I want to get vulnerable here and share a journal entry of mine:
I am worried again that I won't be able to make A Purpose Life a self sustaining business that I can run full-time and still survive.
That was the fear that reared its ugly head which made me question the decision I made at the end of 2020 to bank on myself full-time and turn down job offers to work at another subsidiary of the bank given its closure in Barbados.
Over time I sought out the skills, tools, and resources I needed to not let that fear of failure stop me. I redefined what success meant to me.
I launched A Purpose Life in 2020 and did coaching part-time while I worked at the bank. From 2021, I went full time and revenue earned collectively from 2021 – 2022 was approximately $21,000. Admittedly in 2021, I was learning about online business and my industry and hardly sold my offers as I knew nothing about lead generation, marketing, or sales.
That year was all about investing in my personal and professional development. I hired a high ticket coach, joined memberships, bought courses and books, you name it. I invested $67,000.00 in myself.
Moreover, I felt comfortable knowing I had close to six figures in my bank account which was an accumulation of my severance and money I saved two years prior to my redundancy.
At the beginning of 2022, I realized that I needed to put myself more out there and that is when the momentum started to pick up. Of course, when you do so, you can expect some rejection along the way but the key is not taking it personally although it stings.
I made a vow to show up consistently in my business. I started writing journal entries in my gratitude journal as doing this shifted my mindset and my perception of the world. Tip: It is a great idea to look back at past journal entries and see your thought process, fears, and hopes.
Further thoughts expressed below
What if A Purpose Life fails… and what does failure look like? Right now A Purpose Life only made $13,000.00 this year and before I had a job to support me. If I am concerned with what people think then no one would know if it fails and I can keep doing what I am doing. A Purpose Life is not funding my lifestyle but I am still growing it. If A Purpose Life never funds my lifestyle who is to say another job can’t? If things are not going according to plan I need to realize that even when everything in my life has not gone to plan I still survived.
Looking back at the above, I felt so anxious. I had doubt, hopelessness, and fear about how I would take care of my bills. But my faith in God reminded me that these thoughts were not mine. I mean it was God that told me after I reach my 10th anniversary at Citi, it was time to embark on entrepreneurship although I did not have a clue what I was signing up for.

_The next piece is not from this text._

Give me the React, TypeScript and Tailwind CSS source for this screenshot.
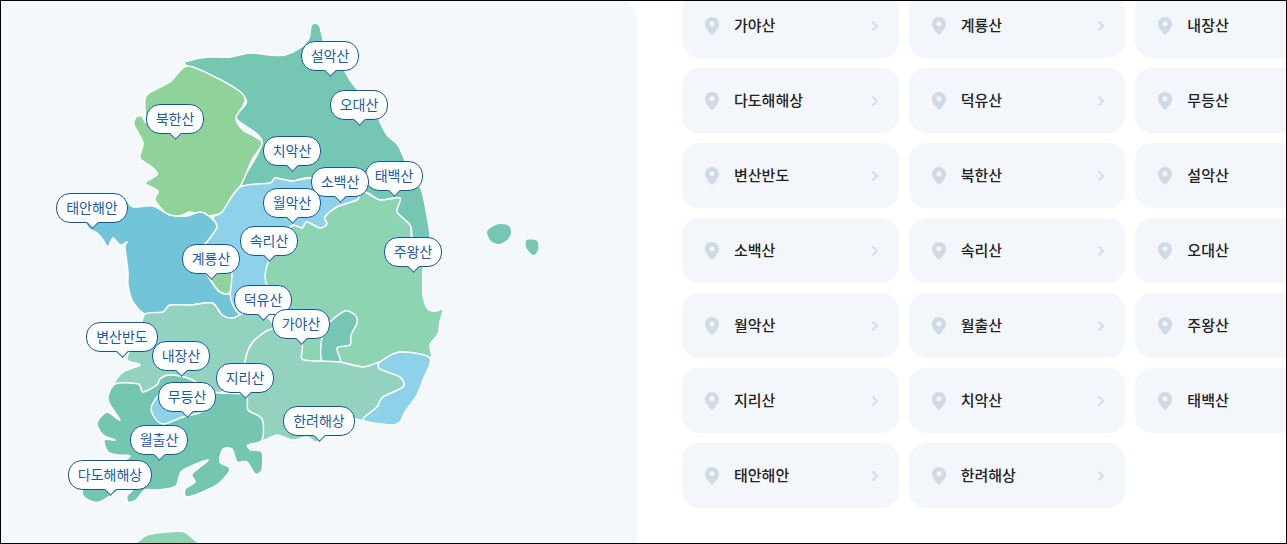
const P = (s: string) => s.trim().split(/\s+/).map((p) => p.split(",").map(Number));

function smooth(str: string) {
  const pts = P(str);
  const n = pts.length;
  let d = `M${pts[0][0]},${pts[0][1]}`;
  const k = 0.14;
  for (let i = 0; i < n; i++) {
    const p0 = pts[(i - 1 + n) % n];
    const p1 = pts[i];
    const p2 = pts[(i + 1) % n];
    const p3 = pts[(i + 2) % n];
    const c1x = p1[0] + (p2[0] - p0[0]) * k;
    const c1y = p1[1] + (p2[1] - p0[1]) * k;
    const c2x = p2[0] - (p3[0] - p1[0]) * k;
    const c2y = p2[1] - (p3[1] - p1[1]) * k;
    d += `C${c1x.toFixed(1)},${c1y.toFixed(1)} ${c2x.toFixed(1)},${c2y.toFixed(1)} ${p2[0]},${p2[1]}`;
  }
  return d + "Z";
}

const regions: [string, string][] = [
  // Gangwon
  ["#75c6b3", "187,66 192,60 210,57 230,57 250,53 270,55 285,55 300,48 309,38 311,26 315,23 320,27 325,45 340,62 347,75 356,88 372,104 380,122 387,135 398,145 405,160 420,187 423,195 426,210 430,235 428,250 423,262 410,262 412,240 410,225 397,212 400,198 380,200 365,192 340,195 312,178 292,181 275,178 270,183 240,187 262,142 236,118 245,98"],
  // Gyeonggi
  ["#8fd39a", "187,66 215,77 238,90 245,98 243,106 236,118 243,130 262,142 252,160 240,187 222,212 205,216 190,212 180,216 168,215 155,200 158,191 145,183 157,175 153,168 140,158 143,143 134,125 136,117 142,116 146,122 146,96 170,82"],
  // Chungnam
  ["#72c4d8", "86,215 110,205 125,200 133,207 153,206 170,215 187,216 200,212 210,217 217,227 207,242 200,252 212,282 220,292 230,294 233,305 240,314 248,312 233,318 222,315 212,303 190,305 170,305 163,312 145,314 133,302 128,285 128,272 125,247 127,242 120,245 113,238 108,247 103,240 97,233 88,228"],
  // Chungbuk
  ["#8ed2ea", "240,187 270,183 275,178 292,181 312,178 340,180 365,192 357,200 337,207 325,217 327,224 320,228 307,222 302,228 290,227 268,263 267,285 270,300 248,312 240,314 233,305 230,294 230,275 212,282 200,252 207,242 217,227 213,217 222,212"],
  // Sejong / small green
  ["#8fd39a", "205,268 230,262 230,292 220,292 212,282"],
  // Gyeongbuk
  ["#8dd4b2", "400,198 397,212 410,225 412,240 423,255 423,272 423,295 428,309 436,311 443,309 440,322 438,334 430,345 430,358 400,352 380,362 363,367 340,362 320,361 302,359 301,342 273,329 290,305 267,285 268,263 290,227 302,228 307,222 320,228 327,224 325,217 337,207 357,200 360,193 365,192 380,200"],
  // Daegu
  ["#75c6b3", "322,337 330,322 345,311 355,315 357,323 351,335 350,345 337,348 340,362 322,361"],
  // Jeonbuk
  ["#93d2bf", "145,314 163,312 170,305 190,305 212,303 222,315 233,318 248,312 268,318 273,329 253,342 245,362 245,399 227,392 213,392 190,379 170,375 160,379 157,385 143,392 138,384 115,384 123,372 140,365 127,360 132,345 140,330"],
  // Gyeongnam
  ["#93d2bf", "245,362 253,342 273,329 301,342 302,359 320,361 340,362 363,367 380,362 380,369 400,377 403,387 383,397 377,407 363,420 353,419 335,430 320,440 315,442 307,437 292,440 277,435 262,440 262,419 248,410 245,395"],
  // Jeonnam
  ["#75c6b0", "115,384 138,384 143,392 157,385 160,379 170,375 190,379 213,392 245,395 248,410 262,419 262,440 248,445 251,450 262,452 262,470 255,474 247,462 237,462 232,449 223,449 220,462 230,469 217,485 188,497 185,489 195,482 192,474 208,460 182,471 176,486 157,490 145,490 136,500 128,502 127,496 132,490 120,490 100,502 88,500 82,492 90,470 120,462 130,456 118,455 108,452 104,440 115,440 103,435 97,423 107,412 120,420 108,400"],
  // Gwangju
  ["#8ed2ea", "152,405 165,390 190,395 205,410 183,417 163,424 153,415"],
  // Busan / Ulsan
  ["#8ed2ea", "380,362 400,352 430,358 423,380 417,395 405,412 400,422 390,425 363,420 377,407 383,397 403,387 400,377 380,369"],
];

const islands: [string, string][] = [
  ["#75c6b3", "487,232 492,227 500,224 509,226 511,233 507,240 499,244 491,241"],
  ["#75c6b3", "527,240 537,241 538,250 533,255 526,247"],
  ["#8dd4b2", "134,548 140,541 150,535 180,532 190,537 196,548"],
];

type Bub = { n: string; x: number; y: number; w: number };
const bubbles: Bub[] = [
  { n: "설악산", x: 301, y: 41, w: 58 },
  { n: "오대산", x: 330, y: 90, w: 58 },
  { n: "북한산", x: 146, y: 104, w: 58 },
  { n: "치악산", x: 263, y: 136, w: 58 },
  { n: "태백산", x: 365, y: 161, w: 58 },
  { n: "소백산", x: 311, y: 167, w: 58 },
  { n: "태안해안", x: 56, y: 193, w: 72 },
  { n: "월악산", x: 263, y: 188, w: 58 },
  { n: "속리산", x: 240, y: 226, w: 58 },
  { n: "계룡산", x: 182, y: 244, w: 58 },
  { n: "주왕산", x: 384, y: 237, w: 58 },
  { n: "덕유산", x: 234, y: 285, w: 58 },
  { n: "가야산", x: 272, y: 309, w: 58 },
  { n: "변산반도", x: 86, y: 322, w: 72 },
  { n: "내장산", x: 152, y: 341, w: 58 },
  { n: "지리산", x: 216, y: 363, w: 58 },
  { n: "무등산", x: 158, y: 382, w: 58 },
  { n: "한려해상", x: 283, y: 406, w: 72 },
  { n: "월출산", x: 130, y: 425, w: 58 },
  { n: "다도해해상", x: 68, y: 460, w: 84 },
];

const cards = [
  "가야산", "계룡산", "내장산", "다도해해상", "덕유산", "무등산", "변산반도", "북한산", "설악산",
  "소백산", "속리산", "오대산", "월악산", "월출산", "주왕산", "지리산", "치악산", "태백산",
  "태안해안", "한려해상",
];

function Bubble({ b }: { b: Bub }) {
  return (
    <div
      className="absolute flex h-[30px] items-center justify-center rounded-[14px] border-[1.5px] border-[#0f57a8] bg-white pb-[3px] text-[14px] leading-none text-[#1a5ba8]"
      style={{ left: b.x - 1, top: b.y - 1, width: b.w }}
    >
      <span className="relative z-10 whitespace-nowrap">{b.n}</span>
      <span className="absolute left-1/2 bottom-[-5px] ml-[-4.5px] h-[9px] w-[9px] rotate-45 border-b-[1.5px] border-r-[1.5px] border-[#0f57a8] bg-white" />
    </div>
  );
}

function Card({ name }: { name: string }) {
  return (
    <div className="flex h-[65px] items-center rounded-[17px] bg-[#f3f7fb] pl-[23px] pr-[20px]">
      <svg width="14" height="18" viewBox="0 0 14 18" className="shrink-0">
        <path
          fillRule="evenodd"
          d="M7 0C3.1 0 0 3.1 0 6.9 0 11.5 5 16.2 7 18c2-1.800 7-6.500 7-11.100C14 3.100 10.900 0 7 0Zm0 9.200a2.500 2.500 0 1 1 0-5 2.500 2.500 0 0 1 0 5Z"
          fill="#d0d9e4"
        />
      </svg>
      <span className="ml-[15px] flex-1 whitespace-nowrap text-[15px] font-medium text-[#222222]">{name}</span>
      <svg width="8" height="12" viewBox="0 0 8 12" className="shrink-0">
        <path d="M1.500 1.500 6 6l-4.500 4.500" fill="none" stroke="#d5dde6" strokeWidth="2" />
      </svg>
    </div>
  );
}

export default function App() {
  return (
    <div
      className="flex h-[544px] w-[1287px] overflow-hidden border border-black bg-white"
      style={{ fontFamily: '"Noto Sans CJK KR", "Noto Sans", sans-serif' }}
    >
      <div className="relative h-full w-[636px] shrink-0 overflow-hidden rounded-tr-[16px] bg-[#f4f8fb]">
        <svg width="636" height="542" viewBox="1 1 636 542" className="absolute left-0 top-0">
          {regions.map(([c, p], i) => (
            <path key={i} d={smooth(p)} fill={c} stroke="#ffffff" strokeWidth="1.5" strokeLinejoin="round" />
          ))}
          {islands.map(([c, p], i) => (
            <path key={i} d={smooth(p)} fill={c} />
          ))}
        </svg>
        {bubbles.map((b) => (
          <Bubble key={b.n} b={b} />
        ))}
      </div>
      <div className="min-w-0 flex-1 overflow-hidden pl-[45px]">
        <div className="mt-[-8px] grid w-[670px] grid-cols-3 gap-[10px]">
          {cards.map((c) => (
            <Card key={c} name={c} />
          ))}
        </div>
      </div>
    </div>
  );
}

I started to put some sticky notes around my desk with affirmations such as:
- I am worthy
- I call forth what rightfully belongs to me
- I will choose to fight for what I know I am worth
- I am a 100K a month coach
- I attract wonderful clients who ask for my help and are ready to do the work
Visualization also worked where I would take a few minutes at the start of my day and see myself operating at the highest level in my business. I engaged all of my senses and it made the impossible feel possible. I continued to write in my gratitude journal.
A lot of what I wanted was manifested. Right now as I write this letter to you the revenue I made in the 1st Quarter of 2023 has surpassed what I made monthly in Corporate as well as the revenue made collectively in 2021 – 2022. I was so busy impacting lives that I only recognized this when I completed my 2022 tax returns.
Looking back I was never a failure… I get to decide what failing means to me. You also get to decide what failure means to you. I will continue to pursue my goals even if I attain them or not because failure to me is the person who never tries and misses the mark every single time.
I run through challenges, and new experiences because it is not about the destination but the journey.
Success also has its unique definition for me which is doing what I love, creating impact, transforming lives, using my voice to speak on issues, spending time with loved ones, and having the time and freedom to do what I want, when I want to do them. What I have found is when you make an impact, money follows easily.
Whatever success looks like to you, that is what you should be working towards.
If there’s something you want, something you desire, or things you’re working towards but you have fear and doubt, I hope my story helps you.